## WHAT TO DO
Write out the data below in full, unchanged, minus the images.

## GIVEN DATA
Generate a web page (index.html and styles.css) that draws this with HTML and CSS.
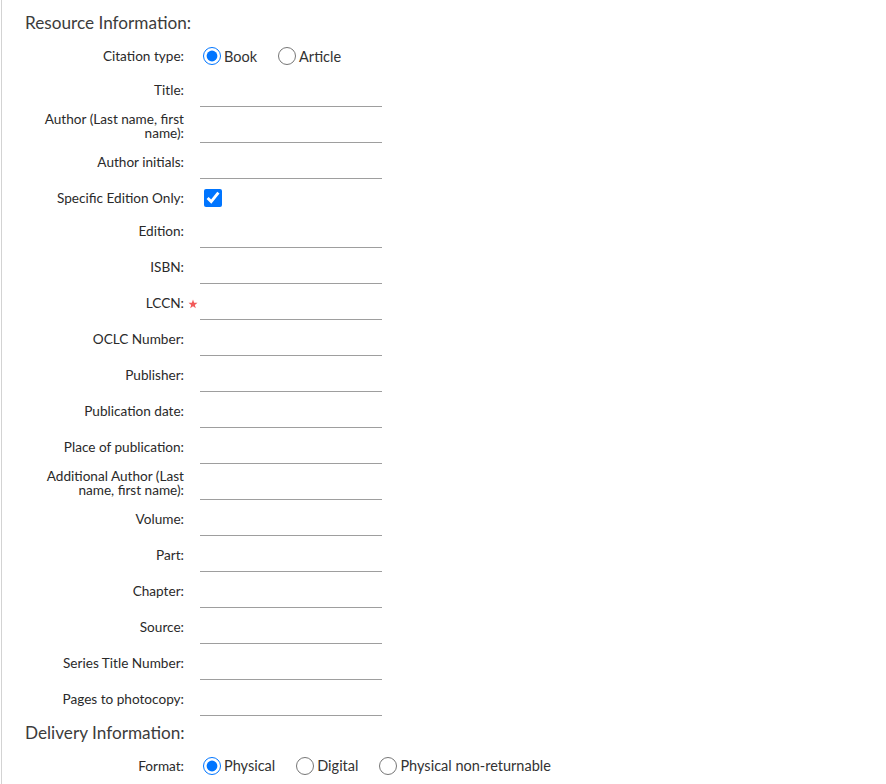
FILE: index.html
```html
<!DOCTYPE html>
<html lang="en">
<head>
<meta charset="utf-8">
<title>Resource Information</title>
<link rel="stylesheet" href="styles.css">
</head>
<body>
<div class="panel">
  <h2 class="section-title first">Resource Information:</h2>
  <div class="row choice-row">
    <span class="label">Citation type:</span>
    <div class="options">
      <label class="opt"><input type="radio" name="ct" checked><span>Book</span></label>
      <label class="opt"><input type="radio" name="ct"><span>Article</span></label>
    </div>
  </div>
  <div class="row"><span class="label">Title:</span><input class="field" type="text"></div>
  <div class="row"><span class="label">Author (Last name, first<br>name):</span><input class="field" type="text"></div>
  <div class="row"><span class="label">Author initials:</span><input class="field" type="text"></div>
  <div class="row check-row"><span class="label">Specific Edition Only:</span><div class="options"><input class="check" type="checkbox" checked></div></div>
  <div class="row"><span class="label">Edition:</span><input class="field" type="text"></div>
  <div class="row"><span class="label">ISBN:</span><input class="field" type="text"></div>
  <div class="row"><span class="label">LCCN:<svg class="req" viewBox="0 0 10 10" width="10" height="10"><path d="M5 0.6 L6.15 3.75 L9.5 3.85 L6.85 5.9 L7.8 9.2 L5 7.25 L2.2 9.2 L3.15 5.9 L0.5 3.85 L3.85 3.75 Z" fill="#f25a5a"/></svg></span><input class="field" type="text"></div>
  <div class="row"><span class="label">OCLC Number:</span><input class="field" type="text"></div>
  <div class="row"><span class="label">Publisher:</span><input class="field" type="text"></div>
  <div class="row"><span class="label">Publication date:</span><input class="field" type="text"></div>
  <div class="row"><span class="label">Place of publication:</span><input class="field" type="text"></div>
  <div class="row"><span class="label">Additional Author (Last<br>name, first name):</span><input class="field" type="text"></div>
  <div class="row"><span class="label">Volume:</span><input class="field" type="text"></div>
  <div class="row"><span class="label">Part:</span><input class="field" type="text"></div>
  <div class="row"><span class="label">Chapter:</span><input class="field" type="text"></div>
  <div class="row"><span class="label">Source:</span><input class="field" type="text"></div>
  <div class="row"><span class="label">Series Title Number:</span><input class="field" type="text"></div>
  <div class="row"><span class="label">Pages to photocopy:</span><input class="field" type="text"></div>
  <h2 class="section-title">Delivery Information:</h2>
  <div class="row format-row">
    <span class="label">Format:</span>
    <div class="options">
      <label class="opt"><input type="radio" name="fmt" checked><span>Physical</span></label>
      <label class="opt"><input type="radio" name="fmt"><span>Digital</span></label>
      <label class="opt"><input type="radio" name="fmt"><span>Physical non-returnable</span></label>
    </div>
  </div>
</div>
</body>
</html>
```
FILE: styles.css
```css
html, body {
  margin: 0;
  padding: 0;
  background: #fff;
}
body {
  font-family: "Lato", "Liberation Sans", sans-serif;
  color: #333;
  font-size: 13.6px;
}
.panel {
  margin-left: 1px;
  border-left: 1px solid #d3d3d3;
  min-height: 784px;
  box-sizing: border-box;
  padding-left: 22px;
}
.section-title {
  margin: 5px 0 0 0;
  padding-left: 1px;
  font-size: 17.2px;
  font-weight: normal;
  line-height: 24px;
  color: #3c3c3c;
}
.section-title.first {
  margin-top: 0;
  padding-top: 11px;
  padding-bottom: 5px;
}
.row {
  display: grid;
  grid-template-columns: 160px 182px;
  column-gap: 16px;
  align-items: center;
  height: 36px;
}
.label {
  position: relative;
  text-align: right;
  line-height: 14px;
  padding-top: 1px;
  color: #2a2a2a;
}
.req {
  position: absolute;
  left: calc(100% + 4px);
  top: 4px;
}
.field {
  align-self: stretch;
  box-sizing: border-box;
  height: 36px;
  margin: 0;
  padding: 0 4px;
  border: none;
  border-bottom: 1px solid #9e9e9e;
  background: transparent;
  font: inherit;
  outline: none;
}
.choice-row {
  height: 31px;
  grid-template-columns: 160px auto;
}
.check-row {
  height: 33px;
  grid-template-columns: 160px auto;
  padding-top: 4px;
  box-sizing: border-box;
}
.format-row {
  height: 38px;
  grid-template-columns: 160px auto;
  padding-top: 2px;
  box-sizing: border-box;
}
.options {
  display: flex;
  align-items: center;
  gap: 21px;
  padding-top: 1px;
  padding-left: 3px;
}
.opt {
  display: flex;
  align-items: center;
  gap: 3px;
  font-size: 14.5px;
  color: #333;
}
.opt input {
  width: 18px;
  height: 18px;
  margin: 0;
}
.check {
  width: 18px;
  height: 18px;
  margin: 0 0 0 1px;
}
```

## PROBLEM SOLUTION
Generate a web page (index.html and styles.css) that draws this with HTML and CSS.
FILE: index.html
```html
<!DOCTYPE html>
<html lang="en">
<head>
<meta charset="utf-8">
<title>Resource Information</title>
<link rel="stylesheet" href="styles.css">
</head>
<body>
<div class="panel">
  <h2 class="section-title first">Resource Information:</h2>
  <div class="row choice-row">
    <span class="label">Citation type:</span>
    <div class="options">
      <label class="opt"><input type="radio" name="ct" checked><span>Book</span></label>
      <label class="opt"><input type="radio" name="ct"><span>Article</span></label>
    </div>
  </div>
  <div class="row"><span class="label">Title:</span><input class="field" type="text"></div>
  <div class="row"><span class="label">Author (Last name, first<br>name):</span><input class="field" type="text"></div>
  <div class="row"><span class="label">Author initials:</span><input class="field" type="text"></div>
  <div class="row check-row"><span class="label">Specific Edition Only:</span><div class="options"><input class="check" type="checkbox" checked></div></div>
  <div class="row"><span class="label">Edition:</span><input class="field" type="text"></div>
  <div class="row"><span class="label">ISBN:</span><input class="field" type="text"></div>
  <div class="row"><span class="label">LCCN:<svg class="req" viewBox="0 0 10 10" width="10" height="10"><path d="M5 0.6 L6.15 3.75 L9.5 3.85 L6.85 5.9 L7.8 9.2 L5 7.25 L2.2 9.2 L3.15 5.9 L0.5 3.85 L3.85 3.75 Z" fill="#f25a5a"/></svg></span><input class="field" type="text"></div>
  <div class="row"><span class="label">OCLC Number:</span><input class="field" type="text"></div>
  <div class="row"><span class="label">Publisher:</span><input class="field" type="text"></div>
  <div class="row"><span class="label">Publication date:</span><input class="field" type="text"></div>
  <div class="row"><span class="label">Place of publication:</span><input class="field" type="text"></div>
  <div class="row"><span class="label">Additional Author (Last<br>name, first name):</span><input class="field" type="text"></div>
  <div class="row"><span class="label">Volume:</span><input class="field" type="text"></div>
  <div class="row"><span class="label">Part:</span><input class="field" type="text"></div>
  <div class="row"><span class="label">Chapter:</span><input class="field" type="text"></div>
  <div class="row"><span class="label">Source:</span><input class="field" type="text"></div>
  <div class="row"><span class="label">Series Title Number:</span><input class="field" type="text"></div>
  <div class="row"><span class="label">Pages to photocopy:</span><input class="field" type="text"></div>
  <h2 class="section-title">Delivery Information:</h2>
  <div class="row format-row">
    <span class="label">Format:</span>
    <div class="options">
      <label class="opt"><input type="radio" name="fmt" checked><span>Physical</span></label>
      <label class="opt"><input type="radio" name="fmt"><span>Digital</span></label>
      <label class="opt"><input type="radio" name="fmt"><span>Physical non-returnable</span></label>
    </div>
  </div>
</div>
</body>
</html>
```
FILE: styles.css
```css
html, body {
  margin: 0;
  padding: 0;
  background: #fff;
}
body {
  font-family: "Lato", "Liberation Sans", sans-serif;
  color: #333;
  font-size: 13.6px;
}
.panel {
  margin-left: 1px;
  border-left: 1px solid #d3d3d3;
  min-height: 784px;
  box-sizing: border-box;
  padding-left: 22px;
}
.section-title {
  margin: 5px 0 0 0;
  padding-left: 1px;
  font-size: 17.2px;
  font-weight: normal;
  line-height: 24px;
  color: #3c3c3c;
}
.section-title.first {
  margin-top: 0;
  padding-top: 11px;
  padding-bottom: 5px;
}
.row {
  display: grid;
  grid-template-columns: 160px 182px;
  column-gap: 16px;
  align-items: center;
  height: 36px;
}
.label {
  position: relative;
  text-align: right;
  line-height: 14px;
  padding-top: 1px;
  color: #2a2a2a;
}
.req {
  position: absolute;
  left: calc(100% + 4px);
  top: 4px;
}
.field {
  align-self: stretch;
  box-sizing: border-box;
  height: 36px;
  margin: 0;
  padding: 0 4px;
  border: none;
  border-bottom: 1px solid #9e9e9e;
  background: transparent;
  font: inherit;
  outline: none;
}
.choice-row {
  height: 31px;
  grid-template-columns: 160px auto;
}
.check-row {
  height: 33px;
  grid-template-columns: 160px auto;
  padding-top: 4px;
  box-sizing: border-box;
}
.format-row {
  height: 38px;
  grid-template-columns: 160px auto;
  padding-top: 2px;
  box-sizing: border-box;
}
.options {
  display: flex;
  align-items: center;
  gap: 21px;
  padding-top: 1px;
  padding-left: 3px;
}
.opt {
  display: flex;
  align-items: center;
  gap: 3px;
  font-size: 14.5px;
  color: #333;
}
.opt input {
  width: 18px;
  height: 18px;
  margin: 0;
}
.check {
  width: 18px;
  height: 18px;
  margin: 0 0 0 1px;
}
```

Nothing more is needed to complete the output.